* Exercise aim:
Write out the material exactly, with the pictures left out.

===

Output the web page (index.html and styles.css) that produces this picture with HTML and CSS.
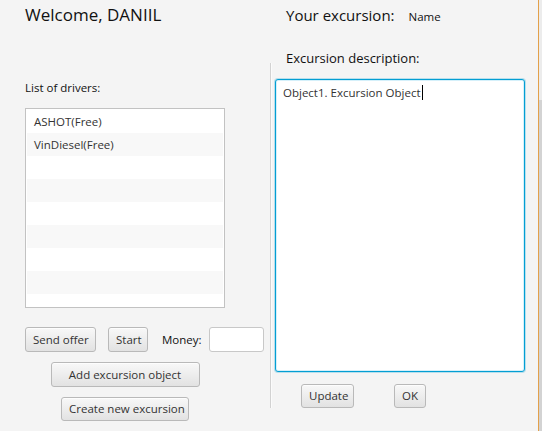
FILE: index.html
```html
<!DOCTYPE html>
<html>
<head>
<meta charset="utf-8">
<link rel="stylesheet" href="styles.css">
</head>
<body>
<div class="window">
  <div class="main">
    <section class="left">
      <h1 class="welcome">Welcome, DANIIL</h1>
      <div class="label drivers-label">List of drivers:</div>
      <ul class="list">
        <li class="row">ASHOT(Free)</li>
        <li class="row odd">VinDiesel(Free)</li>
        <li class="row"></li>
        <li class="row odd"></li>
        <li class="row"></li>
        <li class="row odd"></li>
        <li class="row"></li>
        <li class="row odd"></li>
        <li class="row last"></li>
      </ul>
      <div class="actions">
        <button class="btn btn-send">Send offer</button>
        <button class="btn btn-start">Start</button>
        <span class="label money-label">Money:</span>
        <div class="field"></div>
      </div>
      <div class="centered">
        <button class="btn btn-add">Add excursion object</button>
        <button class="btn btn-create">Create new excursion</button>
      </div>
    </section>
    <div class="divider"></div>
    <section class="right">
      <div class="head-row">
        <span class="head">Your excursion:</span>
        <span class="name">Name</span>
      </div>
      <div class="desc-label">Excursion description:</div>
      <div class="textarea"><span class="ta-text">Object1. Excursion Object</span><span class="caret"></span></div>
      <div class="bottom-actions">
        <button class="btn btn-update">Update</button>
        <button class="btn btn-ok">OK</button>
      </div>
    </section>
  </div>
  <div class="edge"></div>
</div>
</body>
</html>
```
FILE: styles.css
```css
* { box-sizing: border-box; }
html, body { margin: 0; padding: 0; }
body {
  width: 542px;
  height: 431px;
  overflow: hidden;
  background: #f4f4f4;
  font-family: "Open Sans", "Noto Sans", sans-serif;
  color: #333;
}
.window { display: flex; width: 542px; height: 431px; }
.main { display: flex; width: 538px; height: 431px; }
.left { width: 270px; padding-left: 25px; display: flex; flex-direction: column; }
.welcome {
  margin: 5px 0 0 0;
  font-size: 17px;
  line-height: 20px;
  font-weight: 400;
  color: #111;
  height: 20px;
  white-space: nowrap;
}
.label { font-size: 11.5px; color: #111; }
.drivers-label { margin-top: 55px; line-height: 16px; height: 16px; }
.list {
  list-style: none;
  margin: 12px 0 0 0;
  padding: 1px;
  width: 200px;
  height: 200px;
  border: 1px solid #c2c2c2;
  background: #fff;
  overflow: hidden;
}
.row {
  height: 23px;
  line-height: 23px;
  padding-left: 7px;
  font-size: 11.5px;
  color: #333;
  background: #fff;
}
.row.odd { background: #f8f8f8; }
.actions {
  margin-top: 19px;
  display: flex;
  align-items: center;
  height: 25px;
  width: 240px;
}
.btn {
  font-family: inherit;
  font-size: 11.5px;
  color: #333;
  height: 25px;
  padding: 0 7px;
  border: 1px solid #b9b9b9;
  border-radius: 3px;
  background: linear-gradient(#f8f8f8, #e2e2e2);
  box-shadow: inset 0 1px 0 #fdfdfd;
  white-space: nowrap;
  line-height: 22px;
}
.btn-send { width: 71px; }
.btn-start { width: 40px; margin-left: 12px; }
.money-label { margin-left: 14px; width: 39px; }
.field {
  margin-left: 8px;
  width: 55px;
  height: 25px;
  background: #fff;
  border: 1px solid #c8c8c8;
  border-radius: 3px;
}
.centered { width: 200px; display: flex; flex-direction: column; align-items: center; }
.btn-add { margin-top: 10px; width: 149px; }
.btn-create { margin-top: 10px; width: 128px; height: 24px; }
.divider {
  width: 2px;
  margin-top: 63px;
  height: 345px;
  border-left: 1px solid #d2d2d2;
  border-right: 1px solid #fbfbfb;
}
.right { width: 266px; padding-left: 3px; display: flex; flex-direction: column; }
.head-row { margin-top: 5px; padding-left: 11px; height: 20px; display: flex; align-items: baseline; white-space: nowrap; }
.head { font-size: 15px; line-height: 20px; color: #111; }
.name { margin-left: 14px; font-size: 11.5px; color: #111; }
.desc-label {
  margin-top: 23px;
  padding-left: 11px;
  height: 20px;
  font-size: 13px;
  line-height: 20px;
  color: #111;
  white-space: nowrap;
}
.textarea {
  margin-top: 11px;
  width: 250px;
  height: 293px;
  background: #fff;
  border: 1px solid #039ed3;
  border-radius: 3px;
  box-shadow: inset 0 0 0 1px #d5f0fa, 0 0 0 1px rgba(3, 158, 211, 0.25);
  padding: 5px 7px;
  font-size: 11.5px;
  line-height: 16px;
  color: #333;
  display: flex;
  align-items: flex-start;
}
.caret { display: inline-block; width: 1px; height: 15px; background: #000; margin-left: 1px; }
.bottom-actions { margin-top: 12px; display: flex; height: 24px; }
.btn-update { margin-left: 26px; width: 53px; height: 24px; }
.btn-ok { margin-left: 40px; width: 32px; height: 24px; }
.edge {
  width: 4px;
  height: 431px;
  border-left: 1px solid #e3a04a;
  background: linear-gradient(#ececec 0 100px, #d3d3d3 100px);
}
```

===

* Result:
Output the web page (index.html and styles.css) that produces this picture with HTML and CSS.
FILE: index.html
```html
<!DOCTYPE html>
<html>
<head>
<meta charset="utf-8">
<link rel="stylesheet" href="styles.css">
</head>
<body>
<div class="window">
  <div class="main">
    <section class="left">
      <h1 class="welcome">Welcome, DANIIL</h1>
      <div class="label drivers-label">List of drivers:</div>
      <ul class="list">
        <li class="row">ASHOT(Free)</li>
        <li class="row odd">VinDiesel(Free)</li>
        <li class="row"></li>
        <li class="row odd"></li>
        <li class="row"></li>
        <li class="row odd"></li>
        <li class="row"></li>
        <li class="row odd"></li>
        <li class="row last"></li>
      </ul>
      <div class="actions">
        <button class="btn btn-send">Send offer</button>
        <button class="btn btn-start">Start</button>
        <span class="label money-label">Money:</span>
        <div class="field"></div>
      </div>
      <div class="centered">
        <button class="btn btn-add">Add excursion object</button>
        <button class="btn btn-create">Create new excursion</button>
      </div>
    </section>
    <div class="divider"></div>
    <section class="right">
      <div class="head-row">
        <span class="head">Your excursion:</span>
        <span class="name">Name</span>
      </div>
      <div class="desc-label">Excursion description:</div>
      <div class="textarea"><span class="ta-text">Object1. Excursion Object</span><span class="caret"></span></div>
      <div class="bottom-actions">
        <button class="btn btn-update">Update</button>
        <button class="btn btn-ok">OK</button>
      </div>
    </section>
  </div>
  <div class="edge"></div>
</div>
</body>
</html>
```
FILE: styles.css
```css
* { box-sizing: border-box; }
html, body { margin: 0; padding: 0; }
body {
  width: 542px;
  height: 431px;
  overflow: hidden;
  background: #f4f4f4;
  font-family: "Open Sans", "Noto Sans", sans-serif;
  color: #333;
}
.window { display: flex; width: 542px; height: 431px; }
.main { display: flex; width: 538px; height: 431px; }
.left { width: 270px; padding-left: 25px; display: flex; flex-direction: column; }
.welcome {
  margin: 5px 0 0 0;
  font-size: 17px;
  line-height: 20px;
  font-weight: 400;
  color: #111;
  height: 20px;
  white-space: nowrap;
}
.label { font-size: 11.5px; color: #111; }
.drivers-label { margin-top: 55px; line-height: 16px; height: 16px; }
.list {
  list-style: none;
  margin: 12px 0 0 0;
  padding: 1px;
  width: 200px;
  height: 200px;
  border: 1px solid #c2c2c2;
  background: #fff;
  overflow: hidden;
}
.row {
  height: 23px;
  line-height: 23px;
  padding-left: 7px;
  font-size: 11.5px;
  color: #333;
  background: #fff;
}
.row.odd { background: #f8f8f8; }
.actions {
  margin-top: 19px;
  display: flex;
  align-items: center;
  height: 25px;
  width: 240px;
}
.btn {
  font-family: inherit;
  font-size: 11.5px;
  color: #333;
  height: 25px;
  padding: 0 7px;
  border: 1px solid #b9b9b9;
  border-radius: 3px;
  background: linear-gradient(#f8f8f8, #e2e2e2);
  box-shadow: inset 0 1px 0 #fdfdfd;
  white-space: nowrap;
  line-height: 22px;
}
.btn-send { width: 71px; }
.btn-start { width: 40px; margin-left: 12px; }
.money-label { margin-left: 14px; width: 39px; }
.field {
  margin-left: 8px;
  width: 55px;
  height: 25px;
  background: #fff;
  border: 1px solid #c8c8c8;
  border-radius: 3px;
}
.centered { width: 200px; display: flex; flex-direction: column; align-items: center; }
.btn-add { margin-top: 10px; width: 149px; }
.btn-create { margin-top: 10px; width: 128px; height: 24px; }
.divider {
  width: 2px;
  margin-top: 63px;
  height: 345px;
  border-left: 1px solid #d2d2d2;
  border-right: 1px solid #fbfbfb;
}
.right { width: 266px; padding-left: 3px; display: flex; flex-direction: column; }
.head-row { margin-top: 5px; padding-left: 11px; height: 20px; display: flex; align-items: baseline; white-space: nowrap; }
.head { font-size: 15px; line-height: 20px; color: #111; }
.name { margin-left: 14px; font-size: 11.5px; color: #111; }
.desc-label {
  margin-top: 23px;
  padding-left: 11px;
  height: 20px;
  font-size: 13px;
  line-height: 20px;
  color: #111;
  white-space: nowrap;
}
.textarea {
  margin-top: 11px;
  width: 250px;
  height: 293px;
  background: #fff;
  border: 1px solid #039ed3;
  border-radius: 3px;
  box-shadow: inset 0 0 0 1px #d5f0fa, 0 0 0 1px rgba(3, 158, 211, 0.25);
  padding: 5px 7px;
  font-size: 11.5px;
  line-height: 16px;
  color: #333;
  display: flex;
  align-items: flex-start;
}
.caret { display: inline-block; width: 1px; height: 15px; background: #000; margin-left: 1px; }
.bottom-actions { margin-top: 12px; display: flex; height: 24px; }
.btn-update { margin-left: 26px; width: 53px; height: 24px; }
.btn-ok { margin-left: 40px; width: 32px; height: 24px; }
.edge {
  width: 4px;
  height: 431px;
  border-left: 1px solid #e3a04a;
  background: linear-gradient(#ececec 0 100px, #d3d3d3 100px);
}
```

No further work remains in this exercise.